Vancouver: A bitter battle between British Columbia’s teachers and the provincial government is headed for the Supreme Court of Canada after legal tussles and school strikes had both sides vying for public support.
The province’s highest court ruled Thursday that the government did not violate teachers’ charter rights to bargain class size and composition, reversing two lower-court decisions in favour of their union.
The B.C. Teachers Federation said it will seek to appeal the latest decision in Canada’s top court.
“All teachers are asking for are workable, teachable classrooms,” said union president Jim Iker. “We want students to have one-on-one time with teachers.”
“Our children deserve the best but they’re not getting it under this government,” he said, moments after Premier Christy Clark hailed the appeal court decision, saying it’s a chance for both sides to put a 13-year dispute behind them and work together.
Four of the five judges said the findings of a lower-court that determining the province had failed to consult the union in good faith were based on legal and factual errors.
Two rulings from the B.C. Supreme Court said the government infringed on teachers’ rights when it removed their ability to bargain class size and composition with separate legislation in 2002 and in 2012.
“In our opinion, the legislation was constitutional,” the judges said in written reasons. “Between the consultations and the collective bargaining leading up to the legislation, teachers were afforded a meaningful process in which to advance their collective aspirations. Their freedom of association was respected.”
Dissenting Judge Ian Donald wrote that the trial judge did not err in law or fact in finding that the province had failed to consult in good faith and that the legislation did infringe the charter.
Clark, who was education minister in 2002, said the government was very pleased with the court decision.
“Today, what we have is a unique opportunity,” she said. “The question for all of us is what we will do with that unique opportunity. Let us take up that call and work together.”
Education Minister Peter Fassbender said moving past the dispute will allow teachers and the government to move toward improving outcomes for B.C. students.

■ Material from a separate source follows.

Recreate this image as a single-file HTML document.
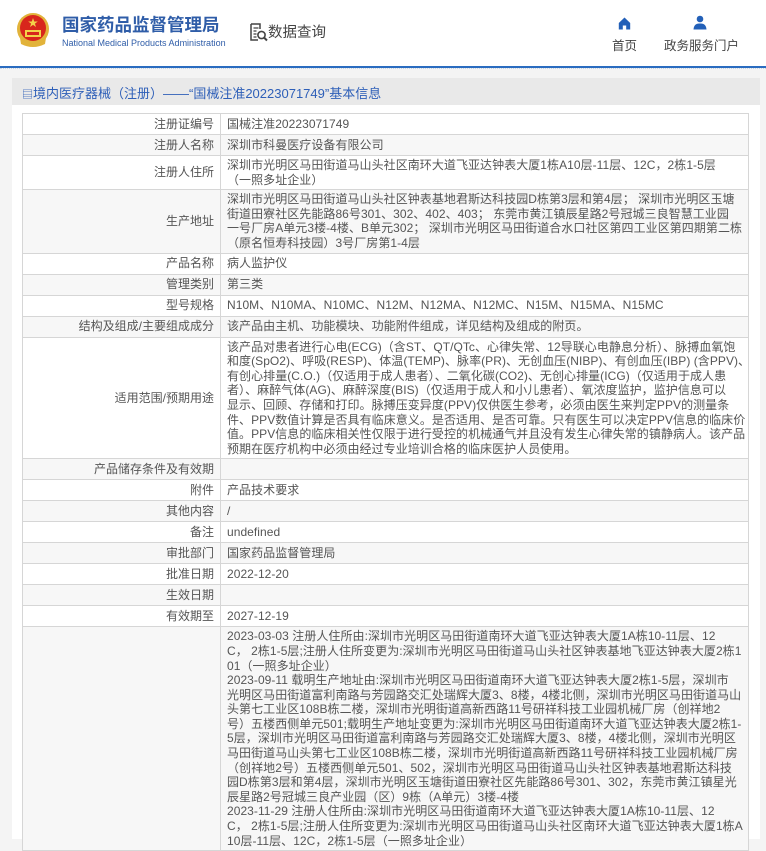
<!DOCTYPE html>
<html><head><meta charset="utf-8">
<style>
*{margin:0;padding:0;box-sizing:border-box}
html,body{width:766px;height:839px;overflow:hidden;background:#f4f4f4;font-family:"Liberation Sans","Noto Sans CJK SC",sans-serif;color:#555}
.hdr{position:absolute;left:0;top:0;width:766px;height:66px;background:#fff}
.blue{position:absolute;left:0;top:66px;width:766px;height:2px;background:#2a6cc0}
.dots{position:absolute;left:0;top:68px;width:766px;height:2px;border-top:1px dotted #c8d4e4}
.t1{position:absolute;left:62px;top:14px;font-size:17.5px;line-height:22px;font-weight:bold;color:#2f5da8;white-space:nowrap}
.t2{position:absolute;left:62px;top:38px;font-size:9px;line-height:11px;color:#2f5da8;white-space:nowrap}
.sq{position:absolute;left:268px;top:21px;font-size:14.5px;color:#444;white-space:nowrap}
.nav{position:absolute;top:35px;font-size:12.5px;color:#444;white-space:nowrap}
.panel{position:absolute;left:12px;top:78px;width:748px;height:761px;background:#fff}
.ph{position:absolute;left:0;top:0;width:748px;height:27px;background:#e9e9e9;font-size:13px;color:#2e5fb8;padding:5px 0 0 10px;white-space:nowrap}
table{position:absolute;left:10px;top:35px;width:726px;border-collapse:collapse;table-layout:fixed;font-size:12px;line-height:14.6px;letter-spacing:0.05px}
td{border:1px solid #d6d6d6;padding:2px 6px 2px 6px;vertical-align:middle;height:21px;white-space:nowrap;overflow:hidden}
td.l{text-align:right;color:#555;letter-spacing:0}
tr:nth-child(even) td{background:#f7f7f7}
</style></head><body>
<div class="hdr">
<svg style="position:absolute;left:15px;top:12px" width="36" height="36" viewBox="0 0 36 36">
<circle cx="18" cy="17" r="16" fill="#e2b33a"/><circle cx="18" cy="16" r="13" fill="#d8261c"/>
<polygon points="18,6 19.2,9.5 22.8,9.5 19.9,11.6 21,15 18,12.9 15,15 16.1,11.6 13.2,9.5 16.8,9.5" fill="#f3d34a"/>
<rect x="10" y="18" width="16" height="7" fill="#f3d34a"/><rect x="12" y="20" width="12" height="3" fill="#d8261c"/>
<path d="M5 26 Q18 36 31 26 L30 32 Q18 38 6 32Z" fill="#e2b33a"/>
</svg>
<div class="t1">国家药品监督管理局</div>
<div class="t2">National Medical Products Administration</div>
<svg style="position:absolute;left:249px;top:23px" width="19" height="19" viewBox="0 0 19 19">
<path d="M2 1h9v5M2 1v16h7" fill="none" stroke="#444" stroke-width="1.5"/>
<path d="M4.5 5h5M4.5 8h3M4.5 11h3M4.5 14h3" stroke="#444" stroke-width="1.3"/>
<circle cx="12.5" cy="12" r="3.6" fill="none" stroke="#444" stroke-width="1.6"/>
<path d="M15 14.5l3 3" stroke="#444" stroke-width="2"/>
</svg>
<div class="sq">数据查询</div>
<svg style="position:absolute;left:618px;top:17px" width="13" height="13" viewBox="0 0 13 13"><path d="M6.5 0.5L0.8 6v6.5h4v-4h3.4v4h4V6Z" fill="#2360b8"/></svg>
<div class="nav" style="left:612px">首页</div>
<svg style="position:absolute;left:693px;top:15px" width="14" height="15" viewBox="0 0 14 15"><circle cx="7" cy="4" r="3.3" fill="#2360b8"/><path d="M0.5 14.5Q1 8 7 8.5Q13 8 13.5 14.5Z" fill="#2360b8"/></svg>
<div class="nav" style="left:664px">政务服务门户</div>
</div>
<div class="blue"></div><div class="dots"></div>
<div class="panel">
<div class="ph"><span style="font-size:11px">▤</span>境内医疗器械（注册）——“国械注准20223071749”基本信息</div>
<table>
<colgroup><col style="width:198px"><col style="width:528px"></colgroup>
<tr><td class="l">注册证编号</td><td>国械注准20223071749</td></tr>
<tr><td class="l">注册人名称</td><td>深圳市科曼医疗设备有限公司</td></tr>
<tr><td class="l">注册人住所</td><td>深圳市光明区马田街道马山头社区南环大道飞亚达钟表大厦1栋A10层-11层、12C，2栋1-5层<br>（一照多址企业）</td></tr>
<tr><td class="l">生产地址</td><td>深圳市光明区马田街道马山头社区钟表基地君斯达科技园D栋第3层和第4层； 深圳市光明区玉塘<br>街道田寮社区先能路86号301、302、402、403； 东莞市黄江镇辰星路2号冠城三良智慧工业园<br>一号厂房A单元3楼-4楼、B单元302； 深圳市光明区马田街道合水口社区第四工业区第四期第二栋<br>（原名恒寿科技园）3号厂房第1-4层</td></tr>
<tr><td class="l">产品名称</td><td>病人监护仪</td></tr>
<tr><td class="l">管理类别</td><td>第三类</td></tr>
<tr><td class="l">型号规格</td><td>N10M、N10MA、N10MC、N12M、N12MA、N12MC、N15M、N15MA、N15MC</td></tr>
<tr><td class="l">结构及组成/主要组成成分</td><td>该产品由主机、功能模块、功能附件组成，详见结构及组成的附页。</td></tr>
<tr><td class="l">适用范围/预期用途</td><td>该产品对患者进行心电(ECG)（含ST、QT/QTc、心律失常、12导联心电静息分析）、脉搏血氧饱<br>和度(SpO2)、呼吸(RESP)、体温(TEMP)、脉率(PR)、无创血压(NIBP)、有创血压(IBP) (含PPV)、<br>有创心排量(C.O.)（仅适用于成人患者）、二氧化碳(CO2)、无创心排量(ICG)（仅适用于成人患<br>者）、麻醉气体(AG)、麻醉深度(BIS)（仅适用于成人和小儿患者）、氧浓度监护，监护信息可以<br>显示、回顾、存储和打印。脉搏压变异度(PPV)仅供医生参考，必须由医生来判定PPV的测量条<br>件、PPV数值计算是否具有临床意义。是否适用、是否可靠。只有医生可以决定PPV信息的临床价<br>值。PPV信息的临床相关性仅限于进行受控的机械通气并且没有发生心律失常的镇静病人。该产品<br>预期在医疗机构中必须由经过专业培训合格的临床医护人员使用。</td></tr>
<tr><td class="l">产品储存条件及有效期</td><td></td></tr>
<tr><td class="l">附件</td><td>产品技术要求</td></tr>
<tr><td class="l">其他内容</td><td>/</td></tr>
<tr><td class="l">备注</td><td>undefined</td></tr>
<tr><td class="l">审批部门</td><td>国家药品监督管理局</td></tr>
<tr><td class="l">批准日期</td><td>2022-12-20</td></tr>
<tr><td class="l">生效日期</td><td></td></tr>
<tr><td class="l">有效期至</td><td>2027-12-19</td></tr>
<tr><td class="l"></td><td style="vertical-align:top">2023-03-03 注册人住所由:深圳市光明区马田街道南环大道飞亚达钟表大厦1A栋10-11层、12<br>C， 2栋1-5层;注册人住所变更为:深圳市光明区马田街道马山头社区钟表基地飞亚达钟表大厦2栋1<br>01（一照多址企业）<br>2023-09-11 载明生产地址由:深圳市光明区马田街道南环大道飞亚达钟表大厦2栋1-5层，深圳市<br>光明区马田街道富利南路与芳园路交汇处瑞辉大厦3、8楼，4楼北侧，深圳市光明区马田街道马山<br>头第七工业区108B栋二楼，深圳市光明街道高新西路11号研祥科技工业园机械厂房（创祥地2<br>号）五楼西侧单元501;载明生产地址变更为:深圳市光明区马田街道南环大道飞亚达钟表大厦2栋1-<br>5层，深圳市光明区马田街道富利南路与芳园路交汇处瑞辉大厦3、8楼，4楼北侧，深圳市光明区<br>马田街道马山头第七工业区108B栋二楼，深圳市光明街道高新西路11号研祥科技工业园机械厂房<br>（创祥地2号）五楼西侧单元501、502，深圳市光明区马田街道马山头社区钟表基地君斯达科技<br>园D栋第3层和第4层，深圳市光明区玉塘街道田寮社区先能路86号301、302，东莞市黄江镇星光<br>辰星路2号冠城三良产业园（区）9栋（A单元）3楼-4楼<br>2023-11-29 注册人住所由:深圳市光明区马田街道南环大道飞亚达钟表大厦1A栋10-11层、12<br>C， 2栋1-5层;注册人住所变更为:深圳市光明区马田街道马山头社区南环大道飞亚达钟表大厦1栋A<br>10层-11层、12C，2栋1-5层（一照多址企业）</td></tr>
</table>
</div>
</body></html>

Both Clark and Fassbender made their comments before learning the BCTF would attempt to appeal the decision.
The appeal court also released a separate, unanimous decision ensuring that confidential cabinet documents that were revealed in the most recent trial would be kept secret.
B.C. Supreme Court judge Susan Griffin had ruled that the union could share its written submissions with members, but the appeal court overturned that decision saying information from private government documents was included.
Griffin had pored over hundreds of pages of the confidential documents and concluded the government negotiated in bad faith and deliberately planned to provoke a strike in 2012.
The court first ruled the government had violated teachers’ rights in a 2011 decision that restored the contract provisions that had been deleted nine years earlier.
The B.C. government passed legislation in 2012 that once again deleted the contract clauses and the teachers’ union responded with another legal challenge, which led to a second decision in the union’s favour in January 2014.
The province appealed and a hearing was held last October.
The court case emerged as one of the main sticking points in last year’s strike, which closed schools earlier in June and delayed the start of classes in September until the B.C. Teachers’ Federation signed a six-year deal.
It included a clause that could reopen negotiations for class size and composition, but the high court decision made that irrelevant.